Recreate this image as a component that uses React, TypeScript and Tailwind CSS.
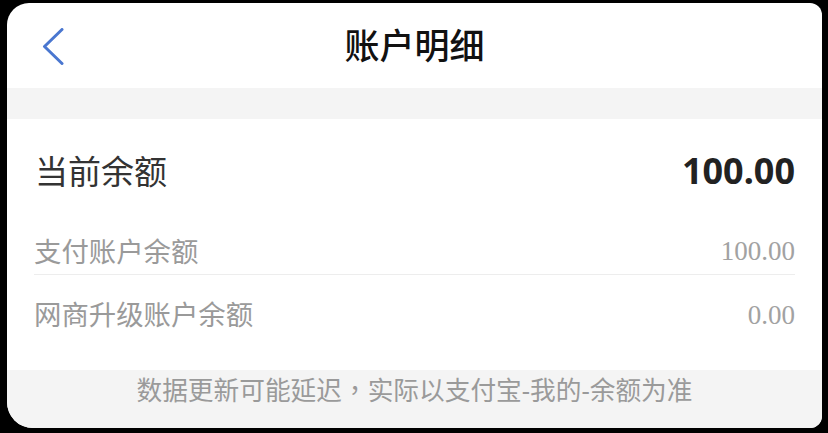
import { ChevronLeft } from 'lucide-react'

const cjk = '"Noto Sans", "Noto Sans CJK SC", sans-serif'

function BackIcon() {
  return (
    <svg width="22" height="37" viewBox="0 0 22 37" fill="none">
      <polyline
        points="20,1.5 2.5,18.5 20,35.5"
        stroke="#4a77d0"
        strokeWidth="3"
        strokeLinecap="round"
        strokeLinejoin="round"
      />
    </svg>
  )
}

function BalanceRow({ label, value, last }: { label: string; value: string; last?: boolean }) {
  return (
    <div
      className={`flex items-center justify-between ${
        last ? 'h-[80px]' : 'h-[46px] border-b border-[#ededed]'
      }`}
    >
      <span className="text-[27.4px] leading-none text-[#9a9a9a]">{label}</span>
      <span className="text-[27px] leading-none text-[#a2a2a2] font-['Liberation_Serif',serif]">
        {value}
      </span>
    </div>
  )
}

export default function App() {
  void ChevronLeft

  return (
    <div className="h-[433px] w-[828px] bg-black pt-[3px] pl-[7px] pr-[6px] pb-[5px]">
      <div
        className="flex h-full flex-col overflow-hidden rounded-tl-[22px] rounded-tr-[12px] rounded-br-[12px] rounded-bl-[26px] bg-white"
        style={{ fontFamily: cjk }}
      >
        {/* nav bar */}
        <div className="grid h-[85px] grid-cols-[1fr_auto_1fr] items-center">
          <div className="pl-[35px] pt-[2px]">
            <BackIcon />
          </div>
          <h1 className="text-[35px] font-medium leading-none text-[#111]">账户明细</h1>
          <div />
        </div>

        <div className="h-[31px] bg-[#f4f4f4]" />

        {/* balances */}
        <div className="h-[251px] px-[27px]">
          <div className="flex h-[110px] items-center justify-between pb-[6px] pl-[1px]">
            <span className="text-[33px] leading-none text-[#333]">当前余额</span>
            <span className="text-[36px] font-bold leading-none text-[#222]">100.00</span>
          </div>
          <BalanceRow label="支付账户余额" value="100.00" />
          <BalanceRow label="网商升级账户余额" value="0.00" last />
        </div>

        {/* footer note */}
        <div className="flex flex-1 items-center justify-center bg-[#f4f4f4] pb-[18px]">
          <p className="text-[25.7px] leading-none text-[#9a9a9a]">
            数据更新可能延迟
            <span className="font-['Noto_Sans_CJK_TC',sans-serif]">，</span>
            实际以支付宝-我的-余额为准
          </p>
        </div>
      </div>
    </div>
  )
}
================
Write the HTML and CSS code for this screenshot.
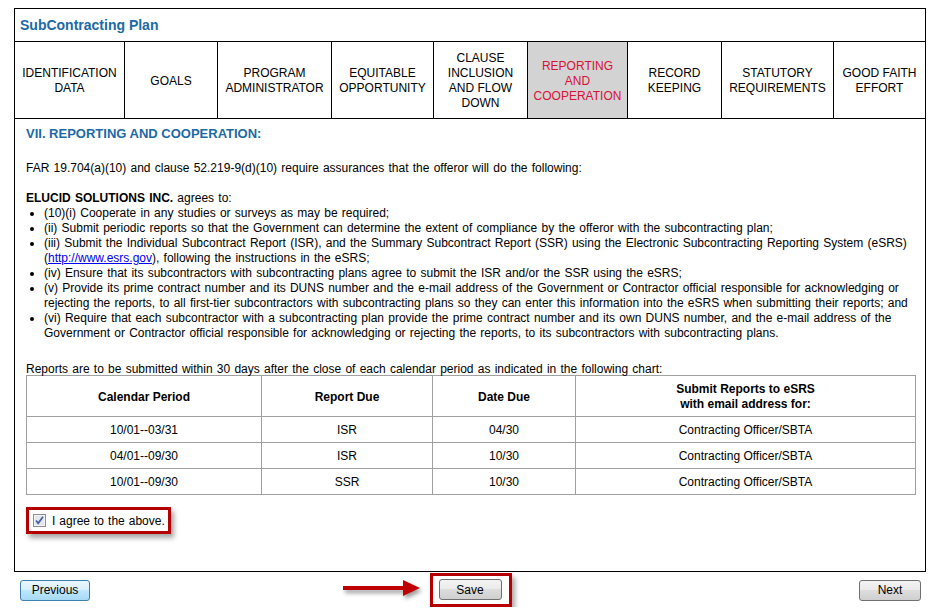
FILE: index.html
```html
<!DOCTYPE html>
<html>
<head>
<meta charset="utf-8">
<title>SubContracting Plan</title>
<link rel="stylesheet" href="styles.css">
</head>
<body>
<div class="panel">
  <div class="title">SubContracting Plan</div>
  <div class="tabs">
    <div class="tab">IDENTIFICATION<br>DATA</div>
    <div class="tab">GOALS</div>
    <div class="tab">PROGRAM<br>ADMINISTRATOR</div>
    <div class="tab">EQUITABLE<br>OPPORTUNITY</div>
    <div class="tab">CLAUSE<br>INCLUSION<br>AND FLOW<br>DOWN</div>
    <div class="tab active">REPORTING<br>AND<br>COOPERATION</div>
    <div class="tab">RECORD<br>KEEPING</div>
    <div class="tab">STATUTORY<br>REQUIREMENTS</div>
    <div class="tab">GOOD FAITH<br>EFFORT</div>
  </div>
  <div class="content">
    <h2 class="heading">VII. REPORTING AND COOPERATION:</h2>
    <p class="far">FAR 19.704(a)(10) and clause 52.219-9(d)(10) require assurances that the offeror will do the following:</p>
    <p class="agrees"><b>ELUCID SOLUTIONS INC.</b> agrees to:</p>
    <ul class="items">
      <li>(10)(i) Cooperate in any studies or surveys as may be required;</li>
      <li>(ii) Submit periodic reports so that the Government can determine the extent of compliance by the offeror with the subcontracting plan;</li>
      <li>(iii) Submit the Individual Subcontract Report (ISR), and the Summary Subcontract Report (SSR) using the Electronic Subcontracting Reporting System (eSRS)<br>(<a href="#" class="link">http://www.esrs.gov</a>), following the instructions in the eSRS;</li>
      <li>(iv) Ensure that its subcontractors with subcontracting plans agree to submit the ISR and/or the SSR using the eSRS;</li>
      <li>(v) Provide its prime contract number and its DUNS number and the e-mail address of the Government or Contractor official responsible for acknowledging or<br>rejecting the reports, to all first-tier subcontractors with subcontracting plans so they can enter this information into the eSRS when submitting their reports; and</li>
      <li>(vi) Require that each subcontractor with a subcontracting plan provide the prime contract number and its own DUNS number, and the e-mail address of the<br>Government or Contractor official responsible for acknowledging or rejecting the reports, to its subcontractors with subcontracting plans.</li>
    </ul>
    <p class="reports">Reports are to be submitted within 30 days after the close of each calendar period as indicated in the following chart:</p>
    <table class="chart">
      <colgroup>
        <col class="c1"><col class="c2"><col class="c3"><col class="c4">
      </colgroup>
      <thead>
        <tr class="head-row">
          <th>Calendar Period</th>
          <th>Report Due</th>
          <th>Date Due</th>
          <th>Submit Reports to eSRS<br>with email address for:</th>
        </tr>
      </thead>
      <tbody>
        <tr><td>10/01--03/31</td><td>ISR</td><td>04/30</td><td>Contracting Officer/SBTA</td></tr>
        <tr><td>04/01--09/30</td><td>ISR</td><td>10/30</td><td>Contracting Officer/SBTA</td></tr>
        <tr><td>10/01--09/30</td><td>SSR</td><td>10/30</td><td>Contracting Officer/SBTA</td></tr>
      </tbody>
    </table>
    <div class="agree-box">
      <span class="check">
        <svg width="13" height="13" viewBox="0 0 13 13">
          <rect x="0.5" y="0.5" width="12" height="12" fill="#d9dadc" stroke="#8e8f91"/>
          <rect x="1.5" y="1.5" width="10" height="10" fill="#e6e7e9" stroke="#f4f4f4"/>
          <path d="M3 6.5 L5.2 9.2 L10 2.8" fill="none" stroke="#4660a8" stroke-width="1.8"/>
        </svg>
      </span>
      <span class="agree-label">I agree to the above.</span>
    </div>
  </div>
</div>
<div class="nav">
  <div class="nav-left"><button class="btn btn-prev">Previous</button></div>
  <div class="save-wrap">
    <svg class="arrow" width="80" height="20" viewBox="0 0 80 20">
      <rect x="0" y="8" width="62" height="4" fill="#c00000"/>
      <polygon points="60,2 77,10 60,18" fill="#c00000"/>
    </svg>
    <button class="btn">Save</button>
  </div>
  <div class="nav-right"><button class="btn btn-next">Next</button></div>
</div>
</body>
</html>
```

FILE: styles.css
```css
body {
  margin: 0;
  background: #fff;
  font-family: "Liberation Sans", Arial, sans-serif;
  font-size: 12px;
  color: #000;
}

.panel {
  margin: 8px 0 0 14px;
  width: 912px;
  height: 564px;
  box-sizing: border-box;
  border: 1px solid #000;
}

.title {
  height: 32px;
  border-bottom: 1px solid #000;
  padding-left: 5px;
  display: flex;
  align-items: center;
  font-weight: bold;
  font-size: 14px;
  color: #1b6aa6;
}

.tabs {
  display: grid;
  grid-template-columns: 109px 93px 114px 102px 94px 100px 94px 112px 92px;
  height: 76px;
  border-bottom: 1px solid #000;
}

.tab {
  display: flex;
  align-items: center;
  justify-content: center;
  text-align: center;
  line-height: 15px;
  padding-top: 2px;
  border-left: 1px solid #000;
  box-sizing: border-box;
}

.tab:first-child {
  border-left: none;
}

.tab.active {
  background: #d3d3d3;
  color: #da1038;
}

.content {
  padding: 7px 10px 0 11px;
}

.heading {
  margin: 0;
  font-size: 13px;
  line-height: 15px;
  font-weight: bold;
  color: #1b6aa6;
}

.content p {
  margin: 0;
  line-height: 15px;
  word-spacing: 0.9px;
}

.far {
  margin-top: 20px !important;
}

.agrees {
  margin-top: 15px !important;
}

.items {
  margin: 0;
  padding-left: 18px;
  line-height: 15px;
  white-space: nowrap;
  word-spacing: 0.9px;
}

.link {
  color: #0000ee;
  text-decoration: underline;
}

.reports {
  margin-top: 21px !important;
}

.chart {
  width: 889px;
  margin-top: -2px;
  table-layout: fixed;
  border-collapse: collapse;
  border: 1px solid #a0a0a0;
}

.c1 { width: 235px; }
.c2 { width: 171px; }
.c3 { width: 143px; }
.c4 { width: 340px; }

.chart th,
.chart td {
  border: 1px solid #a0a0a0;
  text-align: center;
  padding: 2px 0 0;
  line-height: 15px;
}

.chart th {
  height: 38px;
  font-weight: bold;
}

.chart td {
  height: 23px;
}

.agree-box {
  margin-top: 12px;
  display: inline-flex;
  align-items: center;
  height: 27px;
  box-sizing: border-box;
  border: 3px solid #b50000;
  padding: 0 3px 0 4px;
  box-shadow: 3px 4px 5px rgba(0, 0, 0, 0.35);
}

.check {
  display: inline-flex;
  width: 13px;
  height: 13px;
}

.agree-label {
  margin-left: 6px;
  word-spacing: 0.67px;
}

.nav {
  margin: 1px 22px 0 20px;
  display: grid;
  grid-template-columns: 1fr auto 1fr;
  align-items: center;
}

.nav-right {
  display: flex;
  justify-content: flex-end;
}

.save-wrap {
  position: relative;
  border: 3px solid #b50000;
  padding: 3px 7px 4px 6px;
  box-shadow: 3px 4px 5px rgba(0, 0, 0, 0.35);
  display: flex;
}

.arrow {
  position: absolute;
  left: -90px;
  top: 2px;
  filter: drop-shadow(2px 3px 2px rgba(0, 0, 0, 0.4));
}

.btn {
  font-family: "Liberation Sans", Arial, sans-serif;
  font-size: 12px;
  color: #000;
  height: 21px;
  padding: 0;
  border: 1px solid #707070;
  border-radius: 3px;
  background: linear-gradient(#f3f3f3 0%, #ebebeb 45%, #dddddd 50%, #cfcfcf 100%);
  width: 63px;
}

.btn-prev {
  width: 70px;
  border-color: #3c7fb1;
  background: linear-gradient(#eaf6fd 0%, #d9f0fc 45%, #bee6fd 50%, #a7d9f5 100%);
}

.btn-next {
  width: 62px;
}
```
================
→ Problem details
Repeat exactly the lines above, from the line that contains "Recreate this image" down through the line that contains "void ChevronLeft". Include both of those lines and none of the pictures.

→ Answer
Recreate this image as a component that uses React, TypeScript and Tailwind CSS.
import { ChevronLeft } from 'lucide-react'

const cjk = '"Noto Sans", "Noto Sans CJK SC", sans-serif'

function BackIcon() {
  return (
    <svg width="22" height="37" viewBox="0 0 22 37" fill="none">
      <polyline
        points="20,1.5 2.5,18.5 20,35.5"
        stroke="#4a77d0"
        strokeWidth="3"
        strokeLinecap="round"
        strokeLinejoin="round"
      />
    </svg>
  )
}

function BalanceRow({ label, value, last }: { label: string; value: string; last?: boolean }) {
  return (
    <div
      className={`flex items-center justify-between ${
        last ? 'h-[80px]' : 'h-[46px] border-b border-[#ededed]'
      }`}
    >
      <span className="text-[27.4px] leading-none text-[#9a9a9a]">{label}</span>
      <span className="text-[27px] leading-none text-[#a2a2a2] font-['Liberation_Serif',serif]">
        {value}
      </span>
    </div>
  )
}

export default function App() {
  void ChevronLeft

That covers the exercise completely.